COLLECTED MATERIAL

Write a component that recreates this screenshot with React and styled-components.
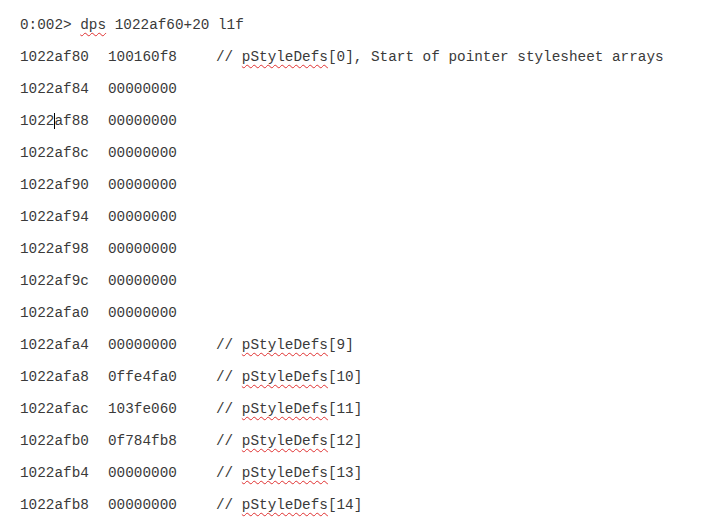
import React from "react";
import styled, { createGlobalStyle } from "styled-components";

const Global = createGlobalStyle`
  html, body { margin: 0; padding: 0; background: #ffffff; }
  body { font-family: "Liberation Mono", "Courier New", monospace; }
`;

const Page = styled.div`
  width: 712px;
  height: 530px;
  box-sizing: border-box;
  padding: 9px 0 0 20px;
  background: #ffffff;
  color: #3a3a3a;
  font-family: "Liberation Mono", "Courier New", monospace;
  font-size: 14.35px;
  line-height: 32px;
  overflow: hidden;
`;

const Line = styled.div`
  height: 32px;
  white-space: pre;
`;

const Row = styled.div`
  display: grid;
  grid-template-columns: 88px 108px auto;
  height: 32px;
  white-space: pre;
`;

const Squiggle = styled.span`
  text-decoration-line: underline;
  text-decoration-style: wavy;
  text-decoration-color: #e03030;
  text-decoration-thickness: 1px;
  text-underline-offset: 3px;
`;

const Caret = styled.span`
  display: inline-block;
  width: 1px;
  height: 16px;
  margin-right: -1px;
  background: #000000;
  vertical-align: -4px;
`;

const rows = [
  ["1022af80", "100160f8", "0", ", Start of pointer stylesheet arrays"],
  ["1022af84", "00000000"],
  ["1022af88", "00000000", null, null, true],
  ["1022af8c", "00000000"],
  ["1022af90", "00000000"],
  ["1022af94", "00000000"],
  ["1022af98", "00000000"],
  ["1022af9c", "00000000"],
  ["1022afa0", "00000000"],
  ["1022afa4", "00000000", "9", ""],
  ["1022afa8", "0ffe4fa0", "10", ""],
  ["1022afac", "103fe060", "11", ""],
  ["1022afb0", "0f784fb8", "12", ""],
  ["1022afb4", "00000000", "13", ""],
  ["1022afb8", "00000000", "14", ""],
];

export default function App() {
  return (
    <>
      <Global />
      <Page>
        <Line>
          0:002&gt; <Squiggle>dps</Squiggle> 1022af60+20 l1f
        </Line>
        {rows.map(([addr, val, idx, rest, caret]) => (
          <Row key={addr}>
            <span>
              {caret ? (
                <>
                  {addr.slice(0, 4)}
                  <Caret />
                  {addr.slice(4)}
                </>
              ) : (
                addr
              )}
            </span>
            <span>{val}</span>
            <span>
              {idx !== undefined && idx !== null ? (
                <>
                  // <Squiggle>pStyleDefs</Squiggle>[{idx}]{rest}
                </>
              ) : null}
            </span>
          </Row>
        ))}
      </Page>
    </>
  );
}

STATED EXERCISE
Your task is an exact transcription of all the data, minus the pictures.

PROBLEM SOLUTION
Write a component that recreates this screenshot with React and styled-components.
import React from "react";
import styled, { createGlobalStyle } from "styled-components";

const Global = createGlobalStyle`
  html, body { margin: 0; padding: 0; background: #ffffff; }
  body { font-family: "Liberation Mono", "Courier New", monospace; }
`;

const Page = styled.div`
  width: 712px;
  height: 530px;
  box-sizing: border-box;
  padding: 9px 0 0 20px;
  background: #ffffff;
  color: #3a3a3a;
  font-family: "Liberation Mono", "Courier New", monospace;
  font-size: 14.35px;
  line-height: 32px;
  overflow: hidden;
`;

const Line = styled.div`
  height: 32px;
  white-space: pre;
`;

const Row = styled.div`
  display: grid;
  grid-template-columns: 88px 108px auto;
  height: 32px;
  white-space: pre;
`;

const Squiggle = styled.span`
  text-decoration-line: underline;
  text-decoration-style: wavy;
  text-decoration-color: #e03030;
  text-decoration-thickness: 1px;
  text-underline-offset: 3px;
`;

const Caret = styled.span`
  display: inline-block;
  width: 1px;
  height: 16px;
  margin-right: -1px;
  background: #000000;
  vertical-align: -4px;
`;

const rows = [
  ["1022af80", "100160f8", "0", ", Start of pointer stylesheet arrays"],
  ["1022af84", "00000000"],
  ["1022af88", "00000000", null, null, true],
  ["1022af8c", "00000000"],
  ["1022af90", "00000000"],
  ["1022af94", "00000000"],
  ["1022af98", "00000000"],
  ["1022af9c", "00000000"],
  ["1022afa0", "00000000"],
  ["1022afa4", "00000000", "9", ""],
  ["1022afa8", "0ffe4fa0", "10", ""],
  ["1022afac", "103fe060", "11", ""],
  ["1022afb0", "0f784fb8", "12", ""],
  ["1022afb4", "00000000", "13", ""],
  ["1022afb8", "00000000", "14", ""],
];

export default function App() {
  return (
    <>
      <Global />
      <Page>
        <Line>
          0:002&gt; <Squiggle>dps</Squiggle> 1022af60+20 l1f
        </Line>
        {rows.map(([addr, val, idx, rest, caret]) => (
          <Row key={addr}>
            <span>
              {caret ? (
                <>
                  {addr.slice(0, 4)}
                  <Caret />
                  {addr.slice(4)}
                </>
              ) : (
                addr
              )}
            </span>
            <span>{val}</span>
            <span>
              {idx !== undefined && idx !== null ? (
                <>
                  // <Squiggle>pStyleDefs</Squiggle>[{idx}]{rest}
                </>
              ) : null}
            </span>
          </Row>
        ))}
      </Page>
    </>
  );
}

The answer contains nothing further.